If you don’t trust people to fix themselves, you don’t really trust the universe, and if the universe created you you can’t trust yourself.
My gf mentioned she trusts herself more than the universe…..what a paradox.
Seth is really big on trusting yourself especially your emotions. It’s most difficult with unpleasant personal emotions, but that is where all the growth lies. Distancing yourself from unpleasant emotions diverts energy to those areas leaving less for you.
Much of the self-distrust and thus outward distrust comes, form a mother who was not caring in the appropriate ways. A child crying and not cared for, or purposefully ignored and neglected WILL develop self esteem issues and thus self trust issues. This is the groundwork then for all subsequent limiting beliefs.
Seth makes a big deal about living in a safe universe, trusting the self and universe and appreciating the self and its accomplishments for these very reasons.
For me trusting my emotions to work through creepy feelings is important. If I can’t trust my own emotions to work through the unpleasantness I sure won’t be able to trust others peoples emotions to do similar types of things, and I will judge them.
If you are giving advice to someone and it doesn’t come from a place of emotionally relaxed outcome-independent space, its a huge red flag you are dealing with a similar issue.
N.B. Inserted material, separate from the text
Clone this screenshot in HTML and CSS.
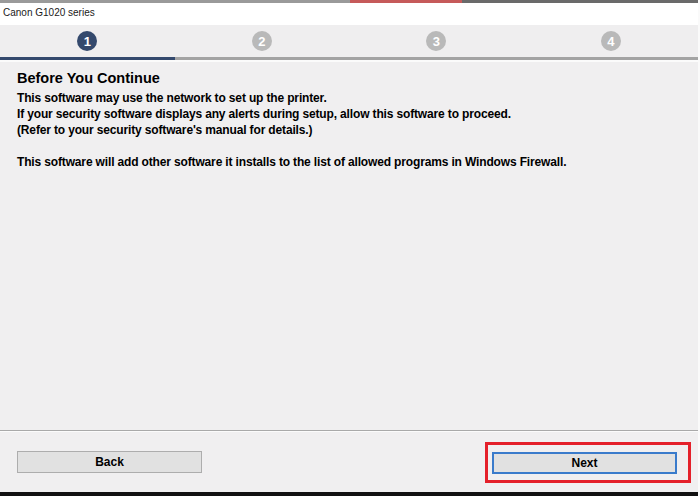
FILE: index.html
```html
<!DOCTYPE html>
<html>
<head>
<meta charset="utf-8">
<link rel="stylesheet" href="styles.css">
</head>
<body>
<div class="window">
  <div class="topstrip"><div class="redband"></div><div class="darkband"></div></div>
  <div class="titlebar">Canon G1020 series</div>
  <div class="steps">
    <div class="step"><span class="dot active">1</span></div>
    <div class="step"><span class="dot">2</span></div>
    <div class="step"><span class="dot">3</span></div>
    <div class="step"><span class="dot">4</span></div>
  </div>
  <div class="progress"><div class="progress-fill"></div></div>
  <div class="content">
    <h1 class="heading">Before You Continue</h1>
    <p class="para">This software may use the network to set up the printer.<br>If your security software displays any alerts during setup, allow this software to proceed.<br>(Refer to your security software's manual for details.)</p>
    <p class="para">This software will add other software it installs to the list of allowed programs in Windows Firewall.</p>
  </div>
  <div class="footer">
    <button class="btn">Back</button>
    <div class="highlight"><button class="btn btn-focus">Next</button></div>
  </div>
  <div class="bottomstrip"></div>
</div>
</body>
</html>
```
FILE: styles.css
```css
html, body {
  margin: 0;
  padding: 0;
  width: 700px;
  height: 496px;
  overflow: hidden;
  background: #f0eff0;
  font-family: "Liberation Sans", Arial, sans-serif;
}
.window {
  display: flex;
  flex-direction: column;
  height: 496px;
  border-right: 2px solid #fafafa;
  box-sizing: border-box;
}
.topstrip {
  height: 3px;
  background: #9a9a9a;
  display: flex;
  padding-left: 350px;
}
.redband {
  width: 112px;
  background: #c65a5a;
}
.darkband {
  flex: 1;
  background: #6a6a6a;
}
.titlebar {
  height: 22px;
  background: #ffffff;
  font-size: 10px;
  color: #1a1a1a;
  padding-left: 3px;
  line-height: 19px;
}
.steps {
  height: 32px;
  display: flex;
  background: #efeeef;
}
.step {
  flex: 1;
  display: flex;
  align-items: center;
  justify-content: center;
}
.dot {
  width: 20px;
  height: 20px;
  border-radius: 50%;
  background: #b9b9b9;
  color: #ffffff;
  font-size: 13px;
  font-weight: bold;
  display: flex;
  align-items: center;
  justify-content: center;
}
.dot.active {
  background: #34496d;
}
.progress {
  height: 3px;
  background: #a3a3a3;
  border-bottom: 2px solid #fbfbfb;
}
.progress-fill {
  width: 175px;
  height: 3px;
  background: #34496d;
}
.content {
  flex: 1;
  padding: 6px 17px 0;
  border-bottom: 1px solid #a9a9a9;
  color: #000;
}
.heading {
  margin: 0 0 2px;
  font-size: 14.5px;
  font-weight: bold;
  line-height: 20px;
}
.para {
  margin: 0 0 16px;
  font-size: 12px;
  letter-spacing: -0.15px;
  font-weight: bold;
  line-height: 16px;
}
.footer {
  height: 60px;
  display: flex;
  align-items: center;
  justify-content: space-between;
  padding: 0 7px 0 17px;
  border-top: 1px solid #fbfbfb;
}
.btn {
  width: 185px;
  height: 22px;
  background: #e1e1e1;
  border: 1px solid #adadad;
  font-family: "Liberation Sans", Arial, sans-serif;
  font-size: 12px;
  font-weight: bold;
  color: #000;
  padding: 0;
}
.btn-focus {
  border: 2px solid #3a7bcb;
}
.highlight {
  border: 3px solid #e4202a;
  padding: 7px 11px 6px 4px;
  display: flex;
}
.bottomstrip {
  height: 4px;
  background: #111;
}
```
In all likelihood though its hidden inside yourself and it may take some work uncovering it. The ego loves to assert its authority and is very clever at tricking itself in these terms. It thinks it has some intellectual mastery over the advice you may be giving someone else, but the emotions you feel at the moment and if their not from a relaxed caring place will tell you the real truth.
P.S. I was much inspired from watching Denzel Washington in Flight last night. He piloted a plane did some truly scary stuff, but remained calm, calling it instinct. In it he is an alcoholic who tries to change his life. Watching an INFJ create a new unifying principle/framework to base their lives around is an awesome learning tool. The emotional/belief reorganization it entails is so clearly depicted. It offers a create template/blueprint. At the end, his son asks him, “Who are you?”
Which is interesting. The first thing that comes to my mind when someone asks that questions is that we are the sum of our experiences. Our ego particularly likes that narrative. This is why people when asked the question may list their educational achievements, job title, ethnicity, nationality, age, name, etc. However the personality has the ability to reorganize itself around entirely new unifying principles. This fundamentally changes identity, even for the ego, or especially most importantly. You really can become a very new person, very different from the one you were.
So when some asks “who are you?” you can point out you are/were many different people, even in the same lifetime and that the person you may be tomorrow may be very different. The question can not be answered. It request stability of identity when fundamentally there is none.